Milić received a degree in Engineering and Security Management and obtained her master's degree in the same field of study in 2020 from the UNION-Nikola Tesla University in Belgrade. She is also an alumna of the International Academy for Leadership Friedrich-Naumann-Stiftung (IAF) and has obtained a fellowship at Paris based Research center CERI at Sciences Po University.[1]
In the late 1990s she took part in a non-violent student-led movement, OTPOR (opposition), which significantly contributed to the defeat of the Serbian leader Slobodan Milosevic.[2] Milić worked as a producer in a documentary about the movement entitled "Obaranje Diktatora" (Bringing Down a Dictator),[3] which is part of the original series "A Force More Powerful", a project of the US broadcaster PBS, supported by the American Institute for peace and Albert Einstein Organization.[1]
In the mid-2000s, she was Goran Svilanović's secretary when he was employed by the Stability Pact for South East Europe Department for democracy and human rights. Earlier, she worked as a political analyst and researcher for the International Crisis Group, Helsinki Committee for Human Rights in Serbia and as a repatriation officer of UNHCR.
In 2007, Milić founded the Center for Euro-Atlantic Studies (CEAS), a think tank based in Belgrade. Since its inception, CEAS monitored and analyzed trends in liberal Western democracies and advocated Serbian full and active membership in the European Union and NATO.[4] It ceased operations in 2021.
She is an expert in the fields of security system reform; transatlantic relations between Serbia and the EU; relations between Serbia and NATO; Russian influence in the Western Balkans; Kosovo talks and the links between non violent regime changes, transitional justice and security system reform.
Milić is endorsed as a regional expert in the DisinfoPortal, project of the US Atlantic Council, whereas the organization under her leadership, CEAS is the only regional organization among other 22 organizations, all partners in this project.[1] The scope of work of CEAS covers issues relevant to Serbia's process towards fortifying liberal democratic institutions and becoming a respected actor in the international communality through the EU and NATO membership, therefore its aim as an NGO is to promote the EU and NATO alliance and their values, while attracting great media attention.
She is an influential political analyst in Serbia and in the region of the Western Balkans. In 2017, Jelena Milić was designated as part of POLITICO's class, a list of 28 most influential people.[5]
On 16 March 2022, Milić was named as Serbia's ambassador to Croatia.[6]

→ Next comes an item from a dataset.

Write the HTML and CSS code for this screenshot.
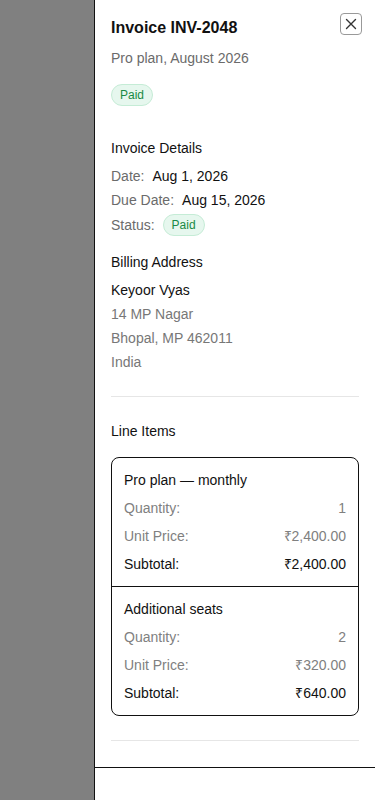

Her analysis articles have been also published in well-known journals such as The National Interest,[13] The Diplomat,[14] and The Center for European Policy Analysis (CEPA).[15] In addition to regular articles, interviews and blogs for local and regional media, she is frequently quoted by foreign media as well, such as Märkische Oderzeitung, Handelsblatt, Spiegel and New Eastern Europe, a bimonthly magazine on Central and Eastern European relations.
Milić is working as a columnist as well, and maintains OP/ED column in a leading Serbian newspaper Danas[16] and a blog on Blic,[17] an online portal in Serbia. Likewise, she writes columns for Al Jazeera Balkans.[18]